1521-Germany popularized the Christmas tree and used Pine trees in Christmas celebrations. Decorations were hung from the trees, as well as fruits and nuts for the children to eat on Christmas Day.

1610-Ultra-thin strips of silver were manufactured for decorating Christmas trees. These strips were called tinsel.

1747-Bethlehem, PA, claimed to have had the first Christmas tree in the United States.

Early 1800’s-Popularity of the Christmas tree spread throughout Europe and was recognized by the Catholic Church.

1846-Queen Victoria popularized the Christmas tree in England and the U.S. East Coast after appearing in a news illustration posed next to one.

1850-Glass ornaments were manufactured to decorate Christmas trees, and quickly became fashionable, as well as a status symbol.

1880-Artifical Christmas trees were introduced in the U.S. and Germany to combat the damage and depletion of Fir and Pine trees.

1880-Woolworth began importing and selling Christmas trees to the American public.

1882-Inventions like electric lights and metal hooks for ornaments were introduced.

1930-Decorations for Christmas trees became more elaborate, and themed trees became popularized.

1950-The “Silver Tree” was released in America and designed to reflect light from a light source beneath the tree.

1980-Present-Artificial Christmas trees have become more realistic, some now come with lights, and sprays are available to mimic the scent of real Evergreens.

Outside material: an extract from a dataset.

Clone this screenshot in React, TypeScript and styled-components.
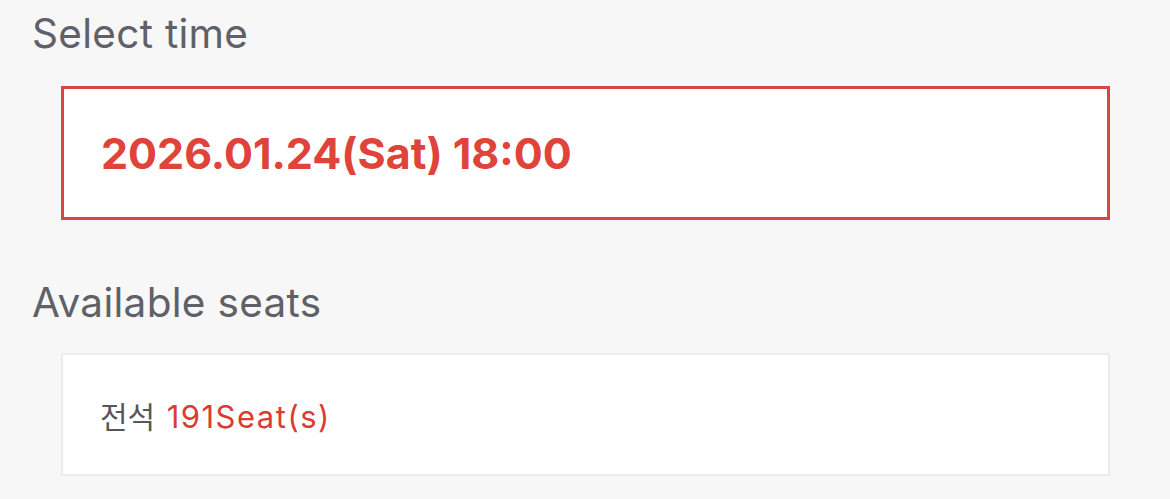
import React from 'react'
import styled, { createGlobalStyle } from 'styled-components'

const GlobalStyle = createGlobalStyle`
    html, body {
        margin: 0;
        padding: 0;
        background: #f7f7f7;
    }
    body {
        font-family: Inter, "Noto Sans CJK KR", "Liberation Sans", sans-serif;
    }
`;

const App = () => {
    return (
        <>
            <GlobalStyle />
            <Page>
                {/* Time */}
                <SectionTitle>Select time</SectionTitle>
                <OptionBox $selected>
                    <DateText>2026.01.24(Sat) 18:00</DateText>
                </OptionBox>

                {/* Seats */}
                <SectionTitle>Available seats</SectionTitle>
                <OptionBox>
                    <SeatText>
                        전석 <Count>191Seat(s)</Count>
                    </SeatText>
                </OptionBox>
            </Page>
        </>
    )
}

export default App

const Page = styled.div`
    display: flex;
    flex-direction: column;
    padding: 12px 60px 0 32px;
`;

const SectionTitle = styled.h2`
    margin: 0;
    font-size: 40.5px;
    font-weight: 400;
    line-height: 44px;
    letter-spacing: 0.3px;
    color: #5f6168;
`;

const OptionBox = styled.div<{ $selected?: boolean }>`
    display: flex;
    align-items: center;
    box-sizing: border-box;
    margin: ${p => (p.$selected ? '30px 0 61px 29px' : '28px 0 0 29px')};
    height: ${p => (p.$selected ? '134px' : '123px')};
    padding-left: 37px;
    background: #ffffff;
    border: ${p => (p.$selected ? '3px solid #d9463f' : '2px solid #ebecf0')};
`;

const DateText = styled.span`
    font-size: 43px;
    font-weight: 700;
    color: #e0433a;
`;

const SeatText = styled.span`
    font-size: 30px;
    color: #55575d;
`;

const Count = styled.span`
    margin-left: 3px;
    font-size: 31px;
    letter-spacing: 1.5px;
    color: #dc3b34;
`;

 Tree at Rockefeller Center, 2010


Tina Donahue said...

Fascinating blog. Loved the photo. :)

Harlie Reader said...

Great post Cari! I'm sooooo allergic to real Christmas trees but I love the smell of pine. *sigh*

Merry Christmas!


Cara Marsi said...

Thank you, Tina and Marika. And, Marika, I'm sorry you're allergic to real trees, but there are so many lifelike artificial ones now.

Aileen Fish said...

It's so odd to think they haven't always been the tradition!

Cara Marsi said...

Thanks for commenting, Aileen. True. Christmas trees are so much a part of Christmas now so it's hard to believe they weren't always.

jean hart stewart said...

Interesting... I had no idea the tradition went back quite that far...

Judythe Morgan said...

Our local paper had a Christmas tree article today and said a lady here in Houston came up with the idea of hanging her tree upside down. Duh, someone didn't do their research. Glad to know the "real" date. Great blog, Cara. Happy Holidays.

Marianne Stephens said...

Thanks for all the information about Christmas Trees - some are new facts I didn't know!
Merry Christmas!

Sandy said...

Cara, your post is very interesting. It's always nice to learn something new. Your photo of the tree in Rockerfeller Center brought back special memories of all my trips to Manhattan during the Christmas season.

BonSue Brandvik said...

Cara - Thanks for the interesting information. I learned some new factoids! I heard our forefathers used fir trees because they pointed to heaven and the German Victorians lit them with candles so relatives could look down and see you at Christmas time. It's fun to speculate!

Cara Marsi said...

Thanks for commenting, everyone. It's fun to learn new facts about our traditions.